Friday February 17 is Care Day – the second annual event run in partnership by Who Cares? Scotland to celebrate the lives and successes of care experienced people like Florence. The five nations initiative involves simultaneous events in England, Wales, Northern Ireland and the Republic of Ireland.

Edinburgh Napier’s Principal, Professor Andrea Nolan, has also signed up to The Scottish Care Leavers Covenant for institutions who work with and support care experienced people.

Florence, of Leith, who graduated from Edinburgh Napier last October and started work as a fully qualified nurse, spoke at the time about how she hoped to inspire other youngsters growing up in care.

She said: “Too many young people who go into care end up dropping out of education. But, for me, education was something positive I could focus on when everything else in my life was going wrong.

“It wasn’t easy and I must be the only student in Scotland to have sat ‘seventh year’ at high school but it was what I needed to do to get the grades for university.

“Now, I’ve graduated and have just started work as a fully qualified nurse, like my mum was before me.

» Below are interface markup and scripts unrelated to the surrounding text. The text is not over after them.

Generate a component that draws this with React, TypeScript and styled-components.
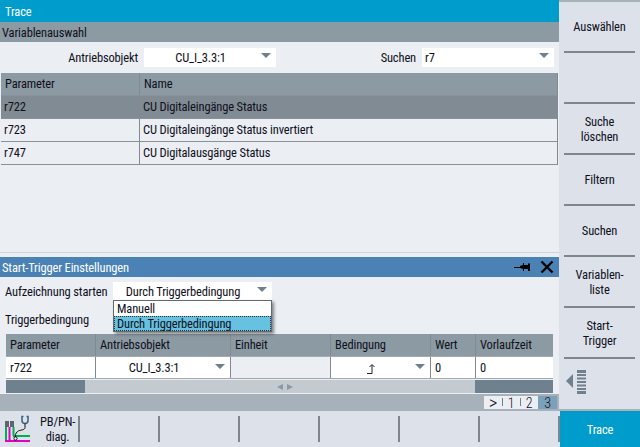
import styled, { createGlobalStyle } from 'styled-components';

const Global = createGlobalStyle`
  html, body { margin: 0; padding: 0; background: #ebeef3; }
  * { box-sizing: border-box; }
`;

const softkeysRight = ['Auswählen', '', 'Suche\nlöschen', 'Filtern', 'Suchen', 'Variablen-\nliste', 'Start-\nTrigger'];
const softkeysBottom = ['PB/PN-\ndiag.', '', '', '', '', '', ''];
const params = [
  { id: 'r722', name: 'CU Digitaleingänge Status', selected: true },
  { id: 'r723', name: 'CU Digitaleingänge Status invertiert', selected: false },
  { id: 'r747', name: 'CU Digitalausgänge Status', selected: false },
];

function DiagIcon() {
  return (
    <svg width='27' height='28' viewBox='0 0 27 28' fill='none' style={{ flex: 'none' }}>
      <rect x='1' y='6' width='4' height='6' fill='#5c666c' />
      <rect x='6' y='6' width='4' height='6' fill='#5c666c' />
      <path d='M2 12v14M9.500 12v9' stroke='#00b050' strokeWidth='2' />
      <path d='M5.500 12v14' stroke='#e000c8' strokeWidth='2' />
      <path d='M9 21h17' stroke='#00b050' strokeWidth='2' />
      <path d='M1 26h25' stroke='#e000c8' strokeWidth='2' />
      <path d='M19.500 1.500H18v4a3 3 0 0 0 6 0v-4h-1.500' stroke='#3f6484' strokeWidth='1.600' />
      <path d='M21 8.500v4c0 3-5 2-7.500 4s-2 4-2 6' stroke='#111' strokeWidth='1' />
      <circle cx='11.500' cy='23.500' r='1.600' stroke='#111' fill='#fff' />
    </svg>
  );
}

function PinIcon() {
  return (
    <svg width='17' height='11' viewBox='0 0 17 11'>
      <path d='M0 5h6V4l3 -1V1h1v2h4V1.5h2V9h-2V7h-4v2H9V7L6 6H0z' fill='#000' />
    </svg>
  );
}

function CloseIcon() {
  return (
    <svg width='14' height='14' viewBox='0 0 14 14'>
      <path d='M1.500 1.500l11 11M12.500 1.500l-11 11' stroke='#000' strokeWidth='2.400' />
    </svg>
  );
}

function EdgeIcon() {
  return (
    <svg width='9' height='10' viewBox='0 0 9 10' style={{ verticalAlign: 'middle' }}>
      <path d='M0 9.500h5V1M2.500 3L5 .5 7.500 3' stroke='#222' strokeWidth='1' fill='none' />
    </svg>
  );
}

export default function App() {
  return (
    <Screen>
      <Global />
      <Main>
        <TitleBar>Trace</TitleBar>
        <SectionBar>Variablenauswahl</SectionBar>
        <FilterRow>
          <FilterLabel $width={138}>Antriebsobjekt</FilterLabel>
          <Select $width={132} $center>
            CU_I_3.3:1
            <Caret />
          </Select>
          <FilterLabel $width={140}>Suchen</FilterLabel>
          <Select $width={132}>
            r7
            <Caret />
          </Select>
        </FilterRow>
        <ParamTable>
          <ParamRow $head>
            <ParamCell $width={139}>Parameter</ParamCell>
            <ParamCell $grow>Name</ParamCell>
          </ParamRow>
          {params.map((p) => (
            <ParamRow key={p.id} $selected={p.selected}>
              <ParamCell $width={139} $body>{p.id}</ParamCell>
              <ParamCell $grow $body>{p.name}</ParamCell>
            </ParamRow>
          ))}
        </ParamTable>
        <Blank />
        <DialogBar>
          Start-Trigger Einstellungen
          <DialogIcons>
            <PinIcon />
            <CloseIcon />
          </DialogIcons>
        </DialogBar>
        <Dialog>
          <StartRow>
            <StartLabel>Aufzeichnung starten</StartLabel>
            <Select $width={159} $center>
              Durch Triggerbedingung
              <Caret />
            </Select>
            <Popup>
              <PopupItem>Manuell</PopupItem>
              <PopupItem $active>Durch Triggerbedingung</PopupItem>
            </Popup>
          </StartRow>
          <TriggerLabel>Triggerbedingung</TriggerLabel>
          <TriggerTable>
            <TriggerRow $head>
              <TriggerCell $col={0}>Parameter</TriggerCell>
              <TriggerCell $col={1}>Antriebsobjekt</TriggerCell>
              <TriggerCell $col={2}>Einheit</TriggerCell>
              <TriggerCell $col={3}>Bedingung</TriggerCell>
              <TriggerCell $col={4}>Wert</TriggerCell>
              <TriggerCell $col={5}>Vorlaufzeit</TriggerCell>
            </TriggerRow>
            <TriggerRow>
              <TriggerCell $col={0}>r722</TriggerCell>
              <TriggerCell $col={1} $center>
                CU_I_3.3:1
                <Caret />
              </TriggerCell>
              <TriggerCell $col={2} $empty />
              <TriggerCell $col={3} $center>
                <EdgeIcon />
                <Caret />
              </TriggerCell>
              <TriggerCell $col={4}>0</TriggerCell>
              <TriggerCell $col={5}>0</TriggerCell>
            </TriggerRow>
            <ScrollBar>
              <ScrollThumb $width={79} />
              <ScrollArrows>
                <ScrollArrow $left />
                <ScrollArrow />
              </ScrollArrows>
              <ScrollThumb $width={78} />
            </ScrollBar>
          </TriggerTable>
        </Dialog>
        <PagerBar>
          <Pager>
            <PageItem $arrow>&gt;</PageItem>
            <PageItem $divided>1</PageItem>
            <PageItem $divided>2</PageItem>
            <PageItem $active>3</PageItem>
          </Pager>
        </PagerBar>
      </Main>
      <RightKeys>
        {softkeysRight.map((label, i) => (
          <RightKey key={i}>{label}</RightKey>
        ))}
        <RightKey>
          <MoreIcon>
            <svg width='21' height='24' viewBox='0 0 21 24' fill='#6f808e'>
              <path d='M7 4v14L0 11z' />
              <rect x='11' y='0' width='9' height='3' />
              <rect x='11' y='4' width='9' height='2' />
              <rect x='11' y='7.500' width='9' height='2' />
              <rect x='11' y='11' width='9' height='2' />
              <rect x='11' y='14.500' width='9' height='2' />
              <rect x='11' y='18' width='9' height='2' />
              <rect x='11' y='21' width='9' height='3' />
            </svg>
          </MoreIcon>
        </RightKey>
      </RightKeys>
      <BottomKeys>
        {softkeysBottom.map((label, i) => (
          <BottomKey key={i}>
            {i === 0 && <DiagIcon />}
            {label && <BottomLabel>{label}</BottomLabel>}
          </BottomKey>
        ))}
      </BottomKeys>
      <ActiveKey>Trace</ActiveKey>
    </Screen>
  );
}

const Screen = styled.div`
  width: 640px;
  height: 447px;
  display: grid;
  grid-template-columns: 560px 80px;
  grid-template-rows: 411px 36px;
  overflow: hidden;
  background: #ebeef3;
  color: #10101c;
  font-family: Roboto, sans-serif;
  font-size: 12.5px;
  font-stretch: 75%;
  letter-spacing: -0.15px;
`;
const Main = styled.div`
  display: flex;
  flex-direction: column;
  min-height: 0;
  width: 559px;
`;
const TitleBar = styled.div`
  height: 22px;
  background: #009ccc;
  color: #fff;
  line-height: 23px;
  padding-left: 5px;
  flex: none;
`;
const SectionBar = styled.div`
  height: 20px;
  background: #8c9aa3;
  line-height: 21px;
  padding-left: 2px;
  flex: none;
`;
const FilterRow = styled.div`
  height: 30px;
  flex: none;
  display: flex;
  align-items: center;
`;
const FilterLabel = styled.span<{ $width: number }>`
  flex: none;
  width: ${(p) => p.$width}px;
  margin-right: 6px;
  text-align: right;
`;
const Select = styled.div<{ $width: number; $center?: boolean }>`
  position: relative;
  flex: none;
  width: ${(p) => p.$width}px;
  height: 19px;
  background: #fff;
  line-height: 19px;
  padding: 0 ${(p) => (p.$center ? 22 : 3)}px 0 3px;
  text-align: ${(p) => (p.$center ? 'center' : 'left')};
`;
const Caret = styled.i`
  position: absolute;
  right: 5px;
  top: 50%;
  margin-top: -4px;
  width: 0;
  height: 0;
  border-left: 5px solid transparent;
  border-right: 5px solid transparent;
  border-top: 5px solid #6f808e;
`;
const ParamTable = styled.div`
  flex: none;
  margin: 1px 0 0 1px;
  width: 557px;
  border-right: 1px solid #7f8a92;
`;
const ParamRow = styled.div<{ $head?: boolean; $selected?: boolean }>`
  display: flex;
  height: 23px;
  line-height: 22px;
  border-bottom: 1px solid #8b9197;
  background: ${(p) => (p.$head ? '#8c9aa3' : p.$selected ? '#818b93' : '#ebeef3')};
`;
const ParamCell = styled.div<{ $width?: number; $grow?: boolean; $body?: boolean }>`
  width: ${(p) => (p.$width ? `${p.$width}px` : 'auto')};
  flex: ${(p) => (p.$grow ? 1 : 'none')};
  padding-left: ${(p) => (p.$body ? 3 : 4)}px;
  border-right: ${(p) => (p.$grow ? 'none' : '1px solid #7f8a92')};
`;
const Blank = styled.div`
  flex: 1;
  border-bottom: 1px solid #d0d5da;
  margin-bottom: 4px;
`;
const DialogBar = styled.div`
  height: 20px;
  flex: none;
  background: #4a82b5;
  color: #fff;
  line-height: 21px;
  padding: 0 5px 0 2px;
  display: flex;
  justify-content: space-between;
  align-items: center;
`;
const DialogIcons = styled.span`
  display: flex;
  align-items: center;
  gap: 9px;
`;
const Dialog = styled.div`
  flex: none;
  height: 117px;
  display: flex;
  flex-direction: column;
  padding: 5px 6px 0;
`;
const StartRow = styled.div`
  position: relative;
  display: flex;
  align-items: center;
  height: 18px;
  flex: none;
`;
const StartLabel = styled.span`
  flex: none;
  width: 107px;
  margin-left: -1px;
  margin-right: 1px;
`;
const Popup = styled.div`
  position: absolute;
  left: 107px;
  top: 18px;
  width: 159px;
  height: 32px;
  background: #fff;
  border: 1px solid #5f6a72;
  box-shadow: 2px 2px 3px rgba(0, 0, 0, 0.45);
  z-index: 2;
`;
const PopupItem = styled.div<{ $active?: boolean }>`
  height: 15px;
  line-height: 15px;
  padding-left: 3px;
  background: ${(p) => (p.$active ? '#67c1e0' : 'transparent')};
  outline: ${(p) => (p.$active ? '1px dotted #333' : 'none')};
  outline-offset: -1px;
`;
const TriggerLabel = styled.div`
  margin: 11px 0 0 -1px;
  height: 18px;
  line-height: 18px;
  flex: none;
`;
const TriggerTable = styled.div`
  width: 547px;
  margin-top: 5px;
  flex: none;
`;
const colWidths = [90, 135, 100, 100, 45, 77];
const TriggerRow = styled.div<{ $head?: boolean }>`
  display: flex;
  height: ${(p) => (p.$head ? 23 : 22)}px;
  line-height: 22px;
  background: ${(p) => (p.$head ? '#8c9aa3' : '#fff')};
  border-bottom: 1px solid #a3a9ad;
`;
const TriggerCell = styled.div<{ $col: number; $center?: boolean; $empty?: boolean }>`
  position: relative;
  flex: none;
  width: ${(p) => colWidths[p.$col]}px;
  padding: 0 ${(p) => (p.$center ? 22 : 3)}px 0 4px;
  text-align: ${(p) => (p.$center ? 'center' : 'left')};
  background: ${(p) => (p.$empty ? '#ebeef3' : 'transparent')};
  border-right: ${(p) => (p.$col === 5 ? 'none' : '1px solid #7f8a92')};
`;
const ScrollBar = styled.div`
  height: 13px;
  margin-top: 1px;
  background: #c3cad0;
  display: flex;
  justify-content: space-between;
  align-items: center;
`;
const ScrollThumb = styled.div<{ $width: number }>`
  width: ${(p) => p.$width}px;
  height: 100%;
  background: #6f808e;
`;
const ScrollArrows = styled.div`
  display: flex;
  gap: 4px;
  margin-left: 10px;
`;
const ScrollArrow = styled.i<{ $left?: boolean }>`
  width: 0;
  height: 0;
  border-top: 3.5px solid transparent;
  border-bottom: 3.5px solid transparent;
  ${(p) => (p.$left ? 'border-right: 6px solid #8a99a5;' : 'border-left: 6px solid #8a99a5;')}
`;
const PagerBar = styled.div`
  flex: none;
  height: 17px;
  background: #a6b1b9;
  display: flex;
  justify-content: flex-end;
  align-items: flex-start;
  padding: 2px 2px 0 0;
`;
const Pager = styled.div`
  display: flex;
  background: #ebeef3;
  height: 13px;
  font-size: 14px;
  font-weight: 300;
`;
const PageItem = styled.span<{ $divided?: boolean; $active?: boolean; $arrow?: boolean }>`
  width: ${(p) => (p.$active ? 19 : 18)}px;
  line-height: ${(p) => (p.$arrow ? 13 : 14)}px;
  font-size: ${(p) => (p.$arrow ? 19 : 14)}px;
  text-align: center;
  background: ${(p) => (p.$active ? '#7ba0ba' : 'transparent')};
  position: relative;
  ${(p) =>
    p.$divided &&
    `&::before { content: ''; position: absolute; left: 0; top: 2px; height: 8px; width: 1px; background: #6f808e; }`}
`;
const RightKeys = styled.div`
  grid-row: 1;
  grid-column: 2;
  margin-left: -1px;
  background: #dde2ea;
  border-top: 2px solid #a6b1b9;
  border-bottom: 2px solid #a6b1b9;
  display: flex;
  flex-direction: column;
`;
const RightKey = styled.div`
  height: 51px;
  flex: none;
  margin: 0 5px;
  border-bottom: 2px solid #7f878d;
  display: flex;
  align-items: center;
  justify-content: center;
  text-align: center;
  white-space: pre-line;
  line-height: 15px;
  &:last-child {
    border-bottom: none;
    justify-content: flex-start;
  }
`;
const MoreIcon = styled.span`
  display: flex;
  margin: 0 0 5px 2px;
`;
const BottomKeys = styled.div`
  grid-row: 2;
  grid-column: 1;
  background: #dde2ea;
  display: flex;
`;
const BottomKey = styled.div`
  width: 80px;
  height: 26px;
  margin-top: 5px;
  border-right: 2px solid #7f878d;
  display: flex;
  align-items: center;
  padding-left: 4px;
  gap: 9px;
`;
const BottomLabel = styled.span`
  white-space: pre-line;
  text-align: center;
  line-height: 15px;
`;
const ActiveKey = styled.div`
  grid-row: 2;
  grid-column: 2;
  background: #009ccc;
  color: #fff;
  display: flex;
  align-items: center;
  justify-content: center;
`;
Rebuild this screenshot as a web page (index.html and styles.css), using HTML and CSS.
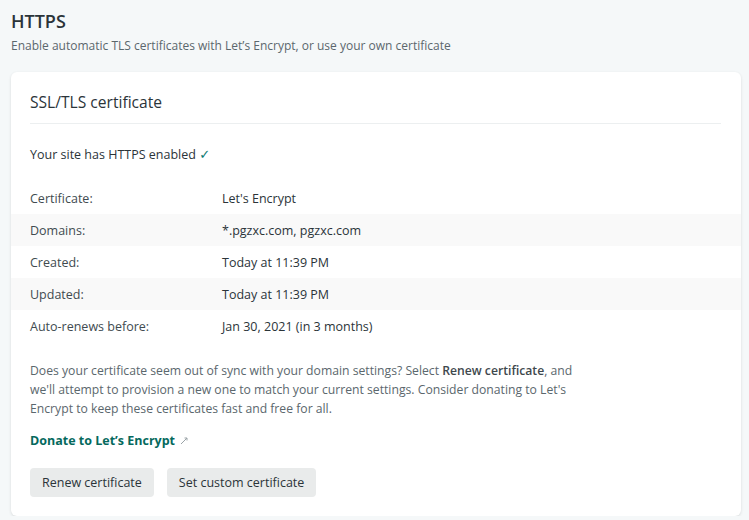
FILE: index.html
```html
<!DOCTYPE html>
<html>
<head>
<meta charset="utf-8">
<link rel="stylesheet" href="styles.css">
</head>
<body>
<div class="page">
  <h1 class="title">HTTPS</h1>
  <p class="subtitle">Enable automatic TLS certificates with Let’s Encrypt, or use your own certificate</p>
  <section class="card">
    <h2 class="card-title">SSL/TLS certificate</h2>
    <p class="status">Your site has HTTPS enabled <span class="check">✓</span></p>
    <dl class="rows">
      <div class="row"><dt>Certificate:</dt><dd>Let's Encrypt</dd></div>
      <div class="row shaded"><dt>Domains:</dt><dd>*.pgzxc.com, pgzxc.com</dd></div>
      <div class="row"><dt>Created:</dt><dd>Today at 11:39 PM</dd></div>
      <div class="row shaded"><dt>Updated:</dt><dd>Today at 11:39 PM</dd></div>
      <div class="row"><dt>Auto-renews before:</dt><dd>Jan 30, 2021 (in 3 months)</dd></div>
    </dl>
    <p class="note">Does your certificate seem out of sync with your domain settings? Select <strong>Renew certificate</strong>, and we'll attempt to provision a new one to match your current settings. Consider donating to Let's Encrypt to keep these certificates fast and free for all.</p>
    <a class="donate" href="#">Donate to Let’s Encrypt <svg class="ext" width="8" height="8" viewBox="0 0 8 8"><path d="M1 7 L7 1 M4.5 1 H7 V3.5" fill="none" stroke="#9aa3a7" stroke-width="1"/></svg></a>
    <div class="actions">
      <button class="btn">Renew certificate</button>
      <button class="btn">Set custom certificate</button>
    </div>
  </section>
</div>
</body>
</html>
```
FILE: styles.css
```css
html, body {
  margin: 0;
  padding: 0;
  background: #f5f8f9;
}
body {
  font-family: "Open Sans", "Noto Sans", sans-serif;
  color: #2e3a40;
}
.page {
  padding: 9px 8px 0 11px;
}
.title {
  margin: 0;
  font-size: 18px;
  font-weight: 600;
  line-height: 24px;
  color: #2b3439;
}
.subtitle {
  margin: 4px 0 0;
  font-size: 12px;
  line-height: 18px;
  color: #5b676d;
}
.card {
  margin-top: 17px;
  background: #fff;
  border-radius: 6px;
  box-shadow: 0 1px 3px rgba(0,0,0,0.12);
  padding: 19px 20px 19px 19px;
}
.card-title {
  margin: 0;
  font-size: 15.6px;
  font-weight: 500;
  line-height: 22px;
  padding-bottom: 10px;
  border-bottom: 1px solid #eceff0;
  color: #2b3439;
}
.status {
  margin: 21px 0 0;
  font-size: 12.5px;
  font-weight: 500;
  line-height: 20px;
  color: #2b3439;
}
.check {
  color: #0b7a70;
  font-family: "DejaVu Sans", sans-serif;
  font-weight: 700;
  font-size: 13px;
}
.rows {
  margin: 17px -20px 0 -19px;
}
.row {
  display: flex;
  height: 32px;
  align-items: center;
  padding: 0 20px 0 19px;
  font-size: 12.5px;
}
.row.shaded {
  background: #f9f9f9;
}
.row dt {
  width: 192px;
  color: #414b50;
}
.row dd {
  margin: 0;
  font-weight: 500;
  color: #2b3439;
}
.note {
  margin: 19px 0 0;
  max-width: 545px;
  font-size: 12.2px;
  line-height: 19px;
  color: #5b676d;
}
.note strong {
  font-weight: 600;
  color: #3e484d;
}
.donate {
  display: inline-flex;
  align-items: center;
  gap: 5px;
  margin-top: 14px;
  font-size: 12.5px;
  font-weight: 700;
  color: #05695d;
  text-decoration: none;
}
.actions {
  display: flex;
  gap: 13px;
  margin-top: 18px;
}
.btn {
  height: 29px;
  padding: 0 12px;
  border: none;
  border-radius: 4px;
  background: #e9ebeb;
  font-family: inherit;
  font-size: 12.5px;
  font-weight: 500;
  color: #2b3439;
}
```
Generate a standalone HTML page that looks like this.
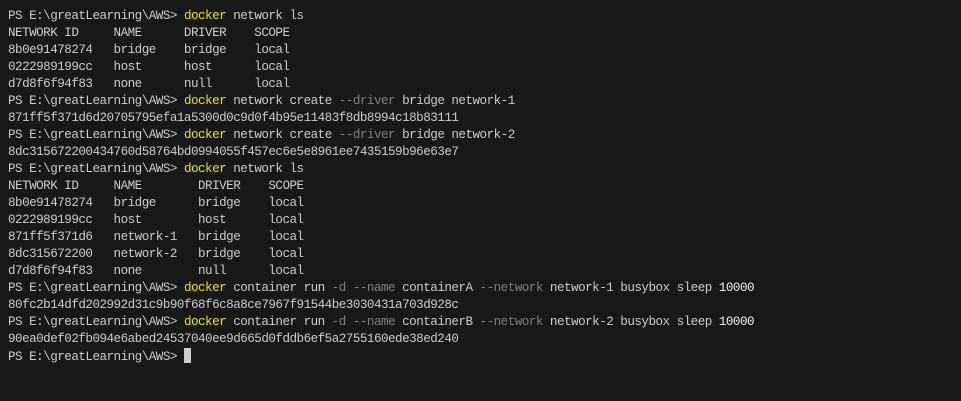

I know she would be very proud of me.” 

Florence’s mum, Michelle, had left her home in Jamaica and brought her daughter and two young sons to live in Scotland after getting a job here as a nurse.

Florence was taken into care aged 14, and spent three months in a secure unit in Morpeth, Northumberland as well as living at a care home in the Lothians.

Staff there supported her through her final years at school and she got the grades she needed to begin an adult nursing degree at Edinburgh Napier in 2012.

She said: “Everything I’ve been through has shaped me as a person and I wouldn’t change any of the tough things because they have made me who I am. Being brought up in care is not an excuse for not following your dreams – if anything, it is the reason why you need to dream bigger.”